Electric field analysis of different compact electrodes for pulsed electric field applications in liquid food

Abstract

Electromagnetic simulation is performed on two compact electrode designs to obtain higher electric field distribution between high voltage and ground electrode, which ensures high bacterial inactivation in liquid food. Electric field simulations are performed initially for test voltages of 1kV to 5kV to understand the nature of electric field distribution in the inactivation area. Then the applied voltage is gradually increased to induce transmembrane potential on the cell membrane. The microorganism modeled for field analysis is Staphylococcus aureus. For both the round edged and torus tube designs, the transmembrane potential of 0.5V to 1V is achieved with the spherical cell, modeled between the high voltage and the ground electrode, which shows pore formation possibility. Dimensions of the electrodes are maintained in mm and cm suitable for laboratory scale, continuous pulsed electric field treatments.

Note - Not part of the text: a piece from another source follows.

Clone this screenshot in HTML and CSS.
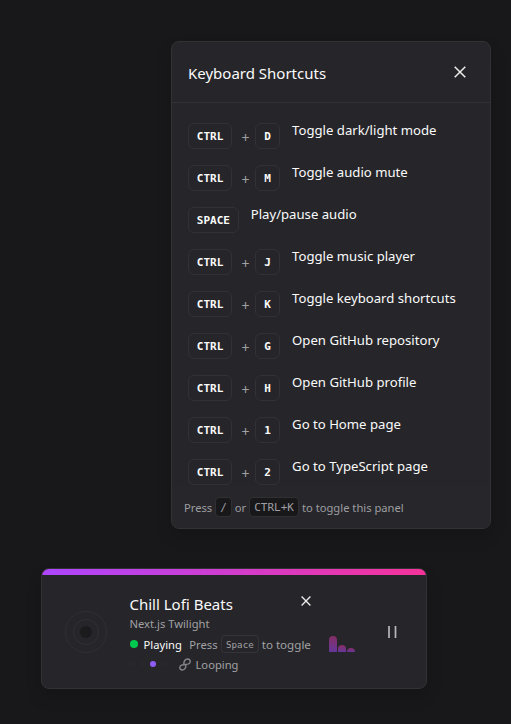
FILE: index.html
```
<!DOCTYPE html>
<html lang="en">
<head>
<meta charset="utf-8">
<title>Keyboard Shortcuts</title>
<link rel="stylesheet" href="styles.css">
</head>
<body>
<section class="panel">
  <header class="panel-head">
    <h2>Keyboard Shortcuts</h2>
    <svg class="close" viewBox="0 0 12 12"><path d="M.7.7l10.6 10.6M11.3.7L.7 11.3"/></svg>
  </header>
  <ul class="list">
    <li><kbd>CTRL</kbd><i>+</i><kbd>D</kbd><span>Toggle dark/light mode</span></li>
    <li><kbd>CTRL</kbd><i>+</i><kbd>M</kbd><span>Toggle audio mute</span></li>
    <li><kbd>SPACE</kbd><span>Play/pause audio</span></li>
    <li><kbd>CTRL</kbd><i>+</i><kbd>J</kbd><span>Toggle music player</span></li>
    <li><kbd>CTRL</kbd><i>+</i><kbd>K</kbd><span>Toggle keyboard shortcuts</span></li>
    <li><kbd>CTRL</kbd><i>+</i><kbd>G</kbd><span>Open GitHub repository</span></li>
    <li><kbd>CTRL</kbd><i>+</i><kbd>H</kbd><span>Open GitHub profile</span></li>
    <li><kbd>CTRL</kbd><i>+</i><kbd>1</kbd><span>Go to Home page</span></li>
    <li><kbd>CTRL</kbd><i>+</i><kbd>2</kbd><span>Go to TypeScript page</span></li>
  </ul>
  <footer class="panel-foot"><span>Press</span><kbd>/</kbd><span>or</span><kbd>CTRL+K</kbd><span>to toggle this panel</span></footer>
</section>
<section class="player">
  <div class="bar"></div>
  <div class="player-body">
    <svg class="disc" viewBox="0 0 42 42"><circle cx="21" cy="21" r="20.5"/><circle cx="21" cy="21" r="12.5"/><circle class="hub" cx="21" cy="21" r="6"/></svg>
    <div class="info">
      <div class="title-row"><h3>Chill Lofi Beats</h3><svg class="close small" viewBox="0 0 12 12"><path d="M.7.7l10.6 10.6M11.3.7L.7 11.3"/></svg></div>
      <div class="artist">Next.js Twilight</div>
      <div class="status"><b class="live"></b><span class="playing">Playing</span><span class="press">Press</span><kbd>Space</kbd><span class="hint">to toggle</span></div>
      <div class="loop"><div class="dots"><b></b><b></b><b class="on"></b><b></b></div>
        <svg class="link" viewBox="0 0 12 13"><path d="M4.800 6.500C4.600 3.200 6.300 1 8.500 1C10.400 1 11.300 2.200 11.200 3.800C11 5.800 9 6.500 6.500 6.500C3.600 6.500 .8 7.300 .8 9.600C.8 11.200 2 12 3.400 12C5.800 12 7.200 9.700 6.900 6.800"/></svg>
        <span>Looping</span></div>
    </div>
    <div class="eq"><b class="e1"></b><b class="e2"></b><b class="e3"></b></div>
    <svg class="pause" viewBox="0 0 9 12"><path d="M1 0v12M7.500 0v12"/></svg>
  </div>
</section>
</body>
</html>
```
FILE: styles.css
```
* { box-sizing: border-box; }
body {
  margin: 0; height: 724px; overflow: hidden; background: #18181a; color: #fafafa;
  font-family: "Noto Sans", "Open Sans", sans-serif; display: flex; flex-direction: column;
}
h2, h3, ul { margin: 0; padding: 0; font-weight: 400; list-style: none; }
i { font-style: normal; }
span, h2, h3, .artist { white-space: nowrap; }
kbd { font-family: "DejaVu Sans Mono", monospace; flex: none; }
svg { fill: none; flex: none; }
.panel {
  width: 320px; height: 488px; margin: 41px 0 0 171px; border: 1px solid #323235; border-radius: 8px;
  background: #26262a; box-shadow: 0 8px 16px rgba(0,0,0,.15); display: flex; flex-direction: column; overflow: hidden;
}
.panel-head {
  height: 61px; flex: none; padding: 0 24px 0 16px; border-bottom: 1px solid #323236;
  display: flex; align-items: center; justify-content: space-between;
}
h2 { font-size: 15px; line-height: 24px; margin-top: 1px; }
.close { width: 12px; height: 12px; stroke: #ececec; stroke-width: 1.5; }
.list { flex: 1; min-height: 0; overflow: hidden; padding: 20px 16px 0; }
.list li { height: 42px; display: flex; align-items: flex-start; }
.list kbd {
  height: 26px; padding: 0 7.800px; border: 1px solid #323236; border-radius: 6px;
  font-size: 11px; line-height: 26px; font-weight: 700;
}
.list i { width: 23px; padding-left: 4px; text-align: center; color: #a1a1a1; font-size: 14px; line-height: 29px; }
.list i + kbd { width: 25px; padding: 0; text-align: center; }
.list span { margin-left: 12px; font-size: 13.150px; line-height: 20px; margin-top: -3px; }
.panel-foot {
  height: 42px; flex: none; background: #27272b; padding: 0 12px; display: flex; align-items: center;
  color: #9d9da1; font-size: 11.200px;
}
.panel-foot kbd {
  height: 20px; padding: 0 4px; margin: 0 3px; border: 1px solid #303033; border-radius: 4px;
  background: #18181a; font-size: 11px; line-height: 19px;
}
.player {
  width: 386px; height: 121px; margin: 39px 0 0 41px; border: 1px solid #323235; border-radius: 8px;
  background: #26262a; box-shadow: 0 8px 16px rgba(0,0,0,.15); overflow: hidden;
}
.bar { height: 6px; background: linear-gradient(90deg, #ad46ff, #f6339a); }
.player-body { display: flex; height: 113px; }
.disc { width: 42px; height: 42px; margin: 36px 0 0 23px; stroke: #303034; }
.disc .hub { fill: #1b1b1d; stroke: none; }
.info { width: 182px; margin: 18px 0 0 22.500px; color: #a1a1a5; font-size: 11.200px; }
.title-row { display: flex; justify-content: space-between; height: 22px; }
h3 { font-size: 15px; line-height: 22px; color: #fafafa; }
.small { width: 10px; height: 10px; margin: 3px .5px 0 0; stroke-width: 1.6; }
.artist { line-height: 18px; height: 16px; }
.status { height: 22px; display: flex; align-items: center; margin-top: 2px; }
.live { width: 8px; height: 8px; border-radius: 50%; background: #00c950; flex: none; }
.playing { margin-left: 6px; color: #fafafa; }
.press { margin-left: 7.500px; }
.status kbd {
  height: 18px; padding: 0 4.500px; margin: 0 2.500px 0 3px; border: 1px solid #343438; border-radius: 4px;
  font-size: 9.200px; line-height: 17px;
}
.hint { font-size: 11.600px; }
.loop { height: 18px; display: flex; align-items: center; }
.dots { display: flex; gap: 4px; width: 49px; }
.dots b { width: 6px; height: 6px; border-radius: 50%; background: #28282c; }
.dots .on { background: #8e5cf6; }
.link { width: 12px; height: 13px; margin-right: 5px; stroke: #85858a; stroke-width: 1.4; }
.eq { display: flex; align-items: flex-end; gap: 1px; height: 16px; margin: 61px 0 0 17.500px; }
.eq b { width: 8px; border-radius: 4px 4px 0 0; background: linear-gradient(#842e63, #67369b); }
.e1 { height: 16px; }
.e2 { height: 7px; }
.e3 { height: 4px; }
.pause { width: 9px; height: 12px; margin: 51px 0 0 33px; stroke: #b9b9bb; stroke-width: 1.7; }
```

In both the designs, emphasis is on the simulation to achieve higher electric field application in the inactivation area, which can be realized through satisfying electroporation phenomenon. From the observed results, it is understood that greater electric field application is achievable even using small efficient electrode designs, which in turn assures i) A greater bacterial inactivation in the liquid food and ii) A compact pulsed electric field experimental prototype.